The Australian state of Victoria was ordered into a five-day lockdown yesterday following a spike in Covid-19 infections, joining Sydney as the country’s two main population hubs battle an outbreak of the highly contagious Delta variant.
From midnight, the state of 6.6mn people was told to stay home except for grocery shopping, essential work, exercise, healthcare and getting vaccinated.
The lockdown in Australia’s second-largest city of Melbourne is its fifth since the pandemic began a year-and-a-half ago.
Combined with a stay-home order already in force in Sydney, the measure means nearly half Australia’s 25mn population is under lockdown.
“You only get one chance to go hard and go fast,” Victoria Premier Daniel Andrews told a televised news conference.

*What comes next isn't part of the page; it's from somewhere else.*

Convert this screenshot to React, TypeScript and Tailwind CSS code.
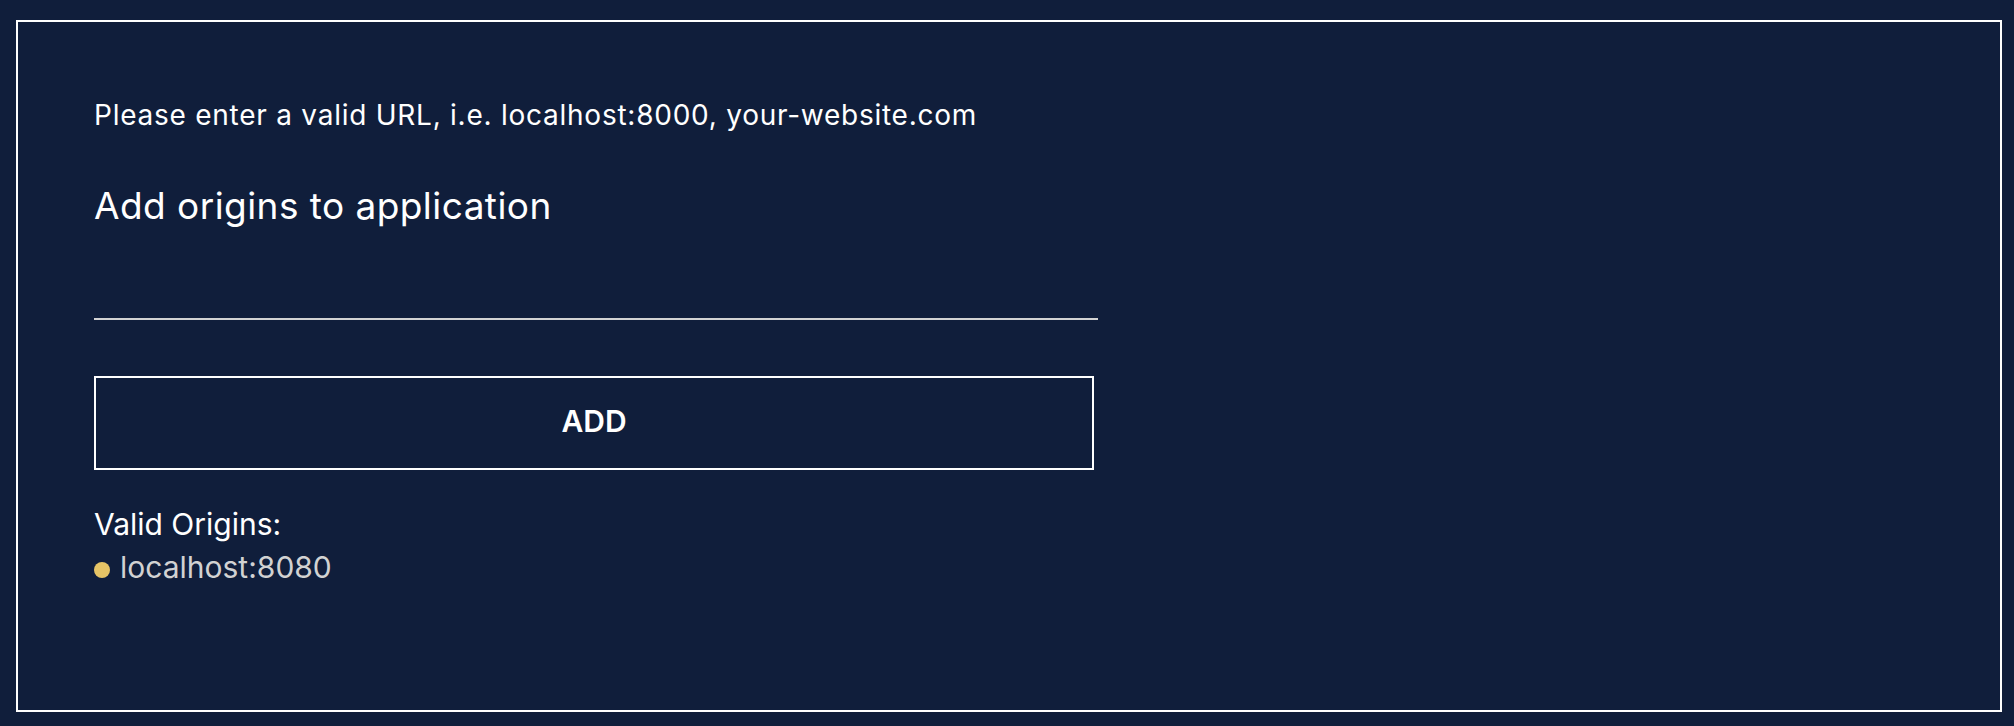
import { useState } from 'react'

export default function App() {
  const [value, setValue] = useState('')
  const [origins, setOrigins] = useState<string[]>(['localhost:8080'])

  const addOrigin = () => {
    const v = value.trim()
    if (!v) return
    setOrigins((o) => [...o, v])
    setValue('')
  }

  return (
    <div className="min-h-screen bg-[#101e3b] pb-[14px] pl-4 pr-3 pt-5 font-['Inter',sans-serif] text-white">
      <div className="h-[692px] border-2 border-white pl-[76px] pt-[77px]">
        <p className="text-[28px] leading-[32px] tracking-[0.75px] text-white">
          Please enter a valid URL, i.e. localhost:8000, your-website.com
        </p>
        <h2 className="mt-[55px] text-[37px] leading-[40px] font-normal tracking-[0.45px] text-white">
          Add origins to application
        </h2>

        <input
          type="text"
          value={value}
          onChange={(e) => setValue(e.target.value)}
          className="mt-[36px] block h-[58px] w-[1004px] border-b-2 border-[#d3d3d3] bg-transparent font-['Inter',sans-serif] text-[28px] text-white outline-none"
        />

        <button
          type="button"
          onClick={addOrigin}
          className="mt-[56px] block h-[94px] w-[1000px] border-2 border-white bg-transparent pb-[4px] font-['Inter',sans-serif] text-[30px] font-semibold text-white"
        >
          ADD
        </button>

        <div className="mt-[33px] text-[30px] leading-[43px]">
          <p className="text-white">Valid Origins:</p>
          <ul>
            {origins.map((o) => (
              <li key={o} className="text-[#d2d2d2]">
                <span className="mr-[10px] inline-block h-4 w-4 rounded-full bg-[#e6c466] align-baseline" />
                {o}
              </li>
            ))}
          </ul>
        </div>
      </div>
    </div>
  )
}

“If you wait, if you hesitate, if you doubt, then you will always be looking back wishing you had done more earlier. I am not prepared to avoid a five-day lockdown now only to find ourselves in a five-week or a five-month lockdown.”

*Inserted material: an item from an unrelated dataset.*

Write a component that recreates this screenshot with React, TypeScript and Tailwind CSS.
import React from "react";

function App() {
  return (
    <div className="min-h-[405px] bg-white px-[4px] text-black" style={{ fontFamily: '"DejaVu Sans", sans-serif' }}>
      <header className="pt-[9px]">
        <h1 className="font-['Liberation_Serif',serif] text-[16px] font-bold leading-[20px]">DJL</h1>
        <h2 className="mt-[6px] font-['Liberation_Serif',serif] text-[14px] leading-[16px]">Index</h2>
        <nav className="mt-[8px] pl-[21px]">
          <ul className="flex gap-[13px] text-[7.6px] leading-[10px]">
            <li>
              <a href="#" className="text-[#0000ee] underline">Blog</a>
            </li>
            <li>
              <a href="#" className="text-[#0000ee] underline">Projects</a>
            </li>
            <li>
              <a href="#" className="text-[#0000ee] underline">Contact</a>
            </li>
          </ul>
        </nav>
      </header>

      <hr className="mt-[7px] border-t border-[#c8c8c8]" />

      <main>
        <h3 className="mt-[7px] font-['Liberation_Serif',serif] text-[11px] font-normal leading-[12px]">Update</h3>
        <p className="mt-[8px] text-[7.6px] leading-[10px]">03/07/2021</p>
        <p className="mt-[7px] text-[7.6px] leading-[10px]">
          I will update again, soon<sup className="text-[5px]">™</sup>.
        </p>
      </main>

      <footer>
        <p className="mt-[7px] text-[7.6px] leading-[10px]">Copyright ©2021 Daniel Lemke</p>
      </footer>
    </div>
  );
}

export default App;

Melbourne spent about third of 2020 under curfew as the epicentre of the country’s initial outbreak, suffering most of Australia’s 31,400 cases and 912 deaths to date.
But it had largely avoided new infections while an outbreak in a Sydney beachfront suburb — 900km north — quickly spread through that city and surrounding areas last month.
That changed this week when a team of Sydney furniture movers travelled to Melbourne while infectious and introduced the virus to an apartment building.
By yesterday, dozens of Melbourne venues were listed as virus-exposed including a shopping centre, public transport routes and the famous Melbourne Cricket Ground stadium during a football match attended by thousands of people.